No es el amor al medioambiente ni el interés por el valor paisajístico y cultural que representa el Guadalquivir lo que los mueve. Es exclusivamente el contrato de 33 millones de euros que cuesta la obra. El 80% de este dinero, se supone, viene de Europa. Lo cual explica muchas más cosas. Es casi una metáfora: quienes se han beneficiado durante décadas de las ayudas públicas continentales, el ingreso que explica que Andalucía no sea la Sicilia española, no están dispuestos a renunciar a esta economía subsidiada sobre la que se ha sostenido la transición y la autonomía. Eso es todo.

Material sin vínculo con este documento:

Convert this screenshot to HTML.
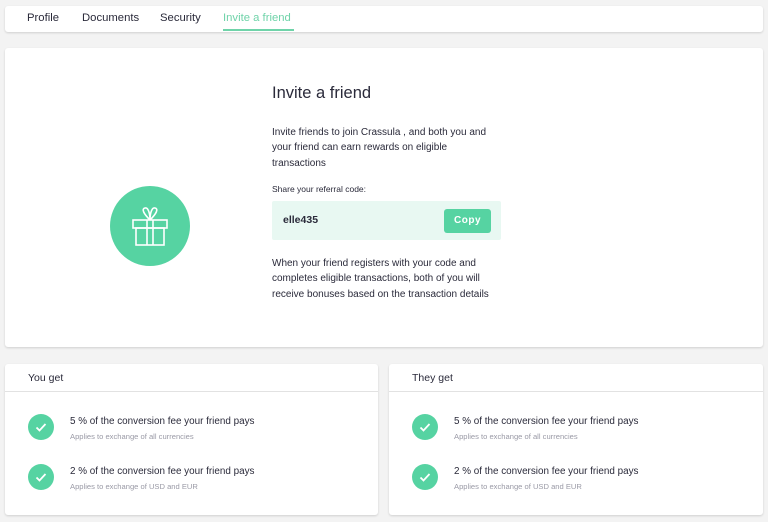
<!DOCTYPE html>
<html><head><style>
*{margin:0;padding:0;box-sizing:border-box}
body{width:768px;height:522px;background:#f3f3f3;font-family:"Liberation Sans",sans-serif;color:#2a2a3a;position:relative;overflow:hidden}
.card{position:absolute;background:#fff;border-radius:3px;box-shadow:0 1px 2px rgba(0,0,0,.15)}
.abs{position:absolute;white-space:nowrap}
.nav span{position:absolute;top:6px;font-size:11.3px;color:#2a2a3a}
.p{font-size:10px;line-height:15.3px;color:#2a2a3a}
.chk{position:absolute;width:26px;height:26px;border-radius:50%;background:#56d3a2}
.t1{font-size:9.9px;color:#2a2a3a}
.t2{font-size:7.6px;color:#9a9aa6}
</style></head><body>
<div class="card nav" style="left:5px;top:6px;width:758px;height:26px">
<span style="left:22px">Profile</span>
<span style="left:77px">Documents</span>
<span style="left:155px">Security</span>
<span style="left:218px;color:#6fd3a9">Invite a friend</span>
<div style="position:absolute;left:218px;top:23px;width:71px;height:2px;background:#6fd3a9"></div>
</div>
<div class="card" style="left:5px;top:48px;width:758px;height:299px">
<div style="position:absolute;left:105px;top:138px;width:80px;height:80px;border-radius:50%;background:#56d3a2">
<svg width="80" height="80" viewBox="0 0 80 80" fill="none" stroke="#fff" stroke-width="1.6">
<rect x="23" y="34" width="34" height="8"/><rect x="26" y="42" width="28" height="17"/>
<line x1="37" y1="34" x2="37" y2="59"/><line x1="43" y1="34" x2="43" y2="59"/>
<path d="M40 34 C34 28 31 23 35 22 C38 21 40 27 40 34 C40 27 42 21 45 22 C49 23 46 28 40 34"/>
</svg></div>
<div class="abs" style="left:267px;top:36px;font-size:16.5px">Invite a friend</div>
<div class="abs p" style="left:267px;top:77px">Invite friends to join Crassula , and both you and<br>your friend can earn rewards on eligible<br>transactions</div>
<div class="abs" style="left:267px;top:136px;font-size:8.5px">Share your referral code:</div>
<div style="position:absolute;left:267px;top:153px;width:229px;height:39px;background:#e8f8f2;border-radius:2px">
<div class="abs" style="left:11px;top:13px;font-size:10.5px;font-weight:bold">elle435</div>
<div style="position:absolute;left:172px;top:8px;width:47px;height:24px;background:#56d3a2;border-radius:3px;color:#fff;font-size:10px;font-weight:bold;text-align:center;line-height:24px;letter-spacing:.5px">Copy</div>
</div>
<div class="abs p" style="left:267px;top:208px">When your friend registers with your code and<br>completes eligible transactions, both of you will<br>receive bonuses based on the transaction details</div>
</div>
<div class="card" style="left:5px;top:364px;width:373px;height:151px">
<div class="abs" style="left:23px;top:8px;font-size:10.5px">You get</div>
<div style="position:absolute;left:0;top:27px;width:100%;height:1px;background:#e2e2e2"></div>
<div class="chk" style="left:23px;top:50px"><svg width="26" height="26"><path d="M8.5 13.5l3 3 6-6.5" stroke="#fff" stroke-width="1.8" fill="none"/></svg></div>
<div class="abs t1" style="left:65px;top:52px">5 % of the conversion fee your friend pays</div>
<div class="abs t2" style="left:65px;top:68px">Applies to exchange of all currencies</div>
<div class="chk" style="left:23px;top:100px"><svg width="26" height="26"><path d="M8.5 13.5l3 3 6-6.5" stroke="#fff" stroke-width="1.8" fill="none"/></svg></div>
<div class="abs t1" style="left:65px;top:102px">2 % of the conversion fee your friend pays</div>
<div class="abs t2" style="left:65px;top:118px">Applies to exchange of USD and EUR</div>
</div>
<div class="card" style="left:389px;top:364px;width:374px;height:151px">
<div class="abs" style="left:23px;top:8px;font-size:10.5px">They get</div>
<div style="position:absolute;left:0;top:27px;width:100%;height:1px;background:#e2e2e2"></div>
<div class="chk" style="left:23px;top:50px"><svg width="26" height="26"><path d="M8.5 13.5l3 3 6-6.5" stroke="#fff" stroke-width="1.8" fill="none"/></svg></div>
<div class="abs t1" style="left:65px;top:52px">5 % of the conversion fee your friend pays</div>
<div class="abs t2" style="left:65px;top:68px">Applies to exchange of all currencies</div>
<div class="chk" style="left:23px;top:100px"><svg width="26" height="26"><path d="M8.5 13.5l3 3 6-6.5" stroke="#fff" stroke-width="1.8" fill="none"/></svg></div>
<div class="abs t1" style="left:65px;top:102px">2 % of the conversion fee your friend pays</div>
<div class="abs t2" style="left:65px;top:118px">Applies to exchange of USD and EUR</div>
</div>
</body></html>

Poco les importa que Algeciras sea un Puerto con más actividad o que Tánger esté convirtiéndose en un peligroso rival potencial. La competitividad objetiva es lo de menos a la hora de evaluar la idoneidad del dragado. El interés de los linajes que mandan en Sevilla no tiene siquiera este nivel de análisis. No les hace falta. Les ha ido bien recurriendo al usual aldeanismo sevillano que, entre otros males, nos ha hecho perder por sus excesos con el ladrillo las dos cajas de ahorro sevillanas.
El alcalde, que parece estar a favor de la plataforma portuaria, ha dicho que “no le temblará la mano” para reclamar a la Junta y al Estado que se pongan de acuerdo para que el dragado se acometa de inmediato. Es un acuerdo raro: la conclusión de la discusión parece estar decidida de antemano. Por otro lado, uno no sabía que las llamadas al diálogo se hacían con la diestra marcial.
En todo caso, cualquier posible concierto entre ambos intereses se antoja imposible si depende del entendimiento de quienes piensan de sí mismos que son la única ciudad, la voz plena de Sevilla y la representación de una sociedad que después de tantos siglos de presumir de grandeur imperial se está hundiendo definitivamente en un pozo situado en la orilla de un río turbio, oscuro, casi muerto. Cuando quieran darse cuenta de quién ha ganado la batalla esto será, igual que Roma, un erial donde el Tíber servía para dar de beber al ganado.
Maromo dice
Sevilla hoy está en una encrucijada parecida a la ciudad de Brujas en 1482. Las élites de la ciudad belga enfrentadas por ver quién se quedaba con el poder, descuidaron el mantemimiento del canal de navegación del río Zwim , de sólo 15 km hasta mar abierto. Amberes, en la misma fachada marítima, a más de 90 Km, mantiene su canal de navegación y es uno de los primeros puertos europeos. Ver párrafo 14 del interesante artículo; «Historias de Brujas» de la web: (http://eadminblog.net/2008/06/18/una-historia-de-brujas/).
!Ojo! no despreciemos la necesidad de la esclusa. Las persistentes lluvias últimas no han llegado a la boca del león del Puente de Triana (inundación de parte de la ciudad), gracias al muro de defensa y al, cierre que de ese muro hace la esclusa.
SÍ AL DRAGADO, CON LAS DEBIDAS MEDIDAS AMBIENTALES, PERO SÍ AL DRAGADO. Saludos.